• [What the exercise asks] Quote every line as written. Omit pictures.

• [Data extract]

** begin **

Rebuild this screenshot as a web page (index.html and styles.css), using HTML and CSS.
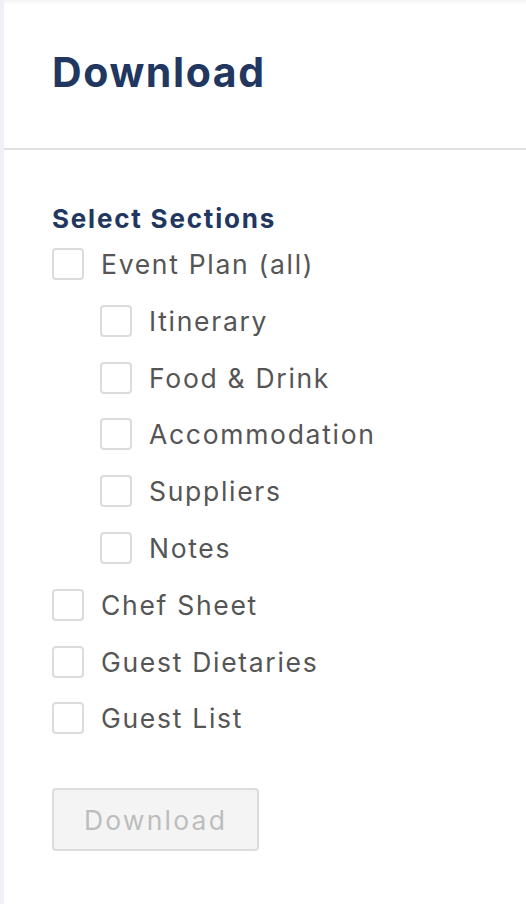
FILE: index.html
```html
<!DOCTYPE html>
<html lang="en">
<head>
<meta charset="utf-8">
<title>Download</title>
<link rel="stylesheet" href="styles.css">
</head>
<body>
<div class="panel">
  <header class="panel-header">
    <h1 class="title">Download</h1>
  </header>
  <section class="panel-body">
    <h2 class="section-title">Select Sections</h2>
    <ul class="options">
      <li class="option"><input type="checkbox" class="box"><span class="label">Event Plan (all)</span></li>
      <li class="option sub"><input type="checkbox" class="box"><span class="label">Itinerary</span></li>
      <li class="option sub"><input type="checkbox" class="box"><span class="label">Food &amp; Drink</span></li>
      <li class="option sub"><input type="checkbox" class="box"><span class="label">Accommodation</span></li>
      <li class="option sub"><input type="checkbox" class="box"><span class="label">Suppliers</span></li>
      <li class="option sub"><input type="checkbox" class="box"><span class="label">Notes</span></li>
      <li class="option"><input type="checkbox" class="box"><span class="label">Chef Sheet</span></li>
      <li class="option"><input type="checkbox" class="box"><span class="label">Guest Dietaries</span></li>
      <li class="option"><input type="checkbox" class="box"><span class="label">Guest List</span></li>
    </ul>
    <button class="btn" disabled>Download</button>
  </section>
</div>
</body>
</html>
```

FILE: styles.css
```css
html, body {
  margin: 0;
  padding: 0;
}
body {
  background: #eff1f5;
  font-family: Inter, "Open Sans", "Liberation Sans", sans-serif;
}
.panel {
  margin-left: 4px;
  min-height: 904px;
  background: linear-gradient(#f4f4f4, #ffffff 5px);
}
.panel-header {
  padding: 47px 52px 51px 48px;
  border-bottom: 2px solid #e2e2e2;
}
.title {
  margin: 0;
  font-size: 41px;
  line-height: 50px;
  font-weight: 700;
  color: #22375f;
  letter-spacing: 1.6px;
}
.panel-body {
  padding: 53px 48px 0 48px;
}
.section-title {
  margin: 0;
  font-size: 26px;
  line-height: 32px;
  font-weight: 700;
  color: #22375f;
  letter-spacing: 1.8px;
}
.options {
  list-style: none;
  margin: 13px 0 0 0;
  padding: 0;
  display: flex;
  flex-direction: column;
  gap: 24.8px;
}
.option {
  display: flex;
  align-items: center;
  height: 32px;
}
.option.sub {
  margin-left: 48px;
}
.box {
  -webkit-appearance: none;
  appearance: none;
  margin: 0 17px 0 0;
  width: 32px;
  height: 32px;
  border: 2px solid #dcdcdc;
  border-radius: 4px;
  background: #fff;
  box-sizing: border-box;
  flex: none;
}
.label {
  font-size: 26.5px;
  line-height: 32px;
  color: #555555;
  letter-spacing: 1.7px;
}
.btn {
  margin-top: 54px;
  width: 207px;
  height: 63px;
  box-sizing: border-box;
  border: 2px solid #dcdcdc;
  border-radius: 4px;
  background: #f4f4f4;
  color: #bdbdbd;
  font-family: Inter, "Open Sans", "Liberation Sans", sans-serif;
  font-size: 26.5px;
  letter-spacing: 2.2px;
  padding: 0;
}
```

** end **

• [Solution below]
Rebuild this screenshot as a web page (index.html and styles.css), using HTML and CSS.
FILE: index.html
```html
<!DOCTYPE html>
<html lang="en">
<head>
<meta charset="utf-8">
<title>Download</title>
<link rel="stylesheet" href="styles.css">
</head>
<body>
<div class="panel">
  <header class="panel-header">
    <h1 class="title">Download</h1>
  </header>
  <section class="panel-body">
    <h2 class="section-title">Select Sections</h2>
    <ul class="options">
      <li class="option"><input type="checkbox" class="box"><span class="label">Event Plan (all)</span></li>
      <li class="option sub"><input type="checkbox" class="box"><span class="label">Itinerary</span></li>
      <li class="option sub"><input type="checkbox" class="box"><span class="label">Food &amp; Drink</span></li>
      <li class="option sub"><input type="checkbox" class="box"><span class="label">Accommodation</span></li>
      <li class="option sub"><input type="checkbox" class="box"><span class="label">Suppliers</span></li>
      <li class="option sub"><input type="checkbox" class="box"><span class="label">Notes</span></li>
      <li class="option"><input type="checkbox" class="box"><span class="label">Chef Sheet</span></li>
      <li class="option"><input type="checkbox" class="box"><span class="label">Guest Dietaries</span></li>
      <li class="option"><input type="checkbox" class="box"><span class="label">Guest List</span></li>
    </ul>
    <button class="btn" disabled>Download</button>
  </section>
</div>
</body>
</html>
```

FILE: styles.css
```css
html, body {
  margin: 0;
  padding: 0;
}
body {
  background: #eff1f5;
  font-family: Inter, "Open Sans", "Liberation Sans", sans-serif;
}
.panel {
  margin-left: 4px;
  min-height: 904px;
  background: linear-gradient(#f4f4f4, #ffffff 5px);
}
.panel-header {
  padding: 47px 52px 51px 48px;
  border-bottom: 2px solid #e2e2e2;
}
.title {
  margin: 0;
  font-size: 41px;
  line-height: 50px;
  font-weight: 700;
  color: #22375f;
  letter-spacing: 1.6px;
}
.panel-body {
  padding: 53px 48px 0 48px;
}
.section-title {
  margin: 0;
  font-size: 26px;
  line-height: 32px;
  font-weight: 700;
  color: #22375f;
  letter-spacing: 1.8px;
}
.options {
  list-style: none;
  margin: 13px 0 0 0;
  padding: 0;
  display: flex;
  flex-direction: column;
  gap: 24.8px;
}
.option {
  display: flex;
  align-items: center;
  height: 32px;
}
.option.sub {
  margin-left: 48px;
}
.box {
  -webkit-appearance: none;
  appearance: none;
  margin: 0 17px 0 0;
  width: 32px;
  height: 32px;
  border: 2px solid #dcdcdc;
  border-radius: 4px;
  background: #fff;
  box-sizing: border-box;
  flex: none;
}
.label {
  font-size: 26.5px;
  line-height: 32px;
  color: #555555;
  letter-spacing: 1.7px;
}
.btn {
  margin-top: 54px;
  width: 207px;
  height: 63px;
  box-sizing: border-box;
  border: 2px solid #dcdcdc;
  border-radius: 4px;
  background: #f4f4f4;
  color: #bdbdbd;
  font-family: Inter, "Open Sans", "Liberation Sans", sans-serif;
  font-size: 26.5px;
  letter-spacing: 2.2px;
  padding: 0;
}
```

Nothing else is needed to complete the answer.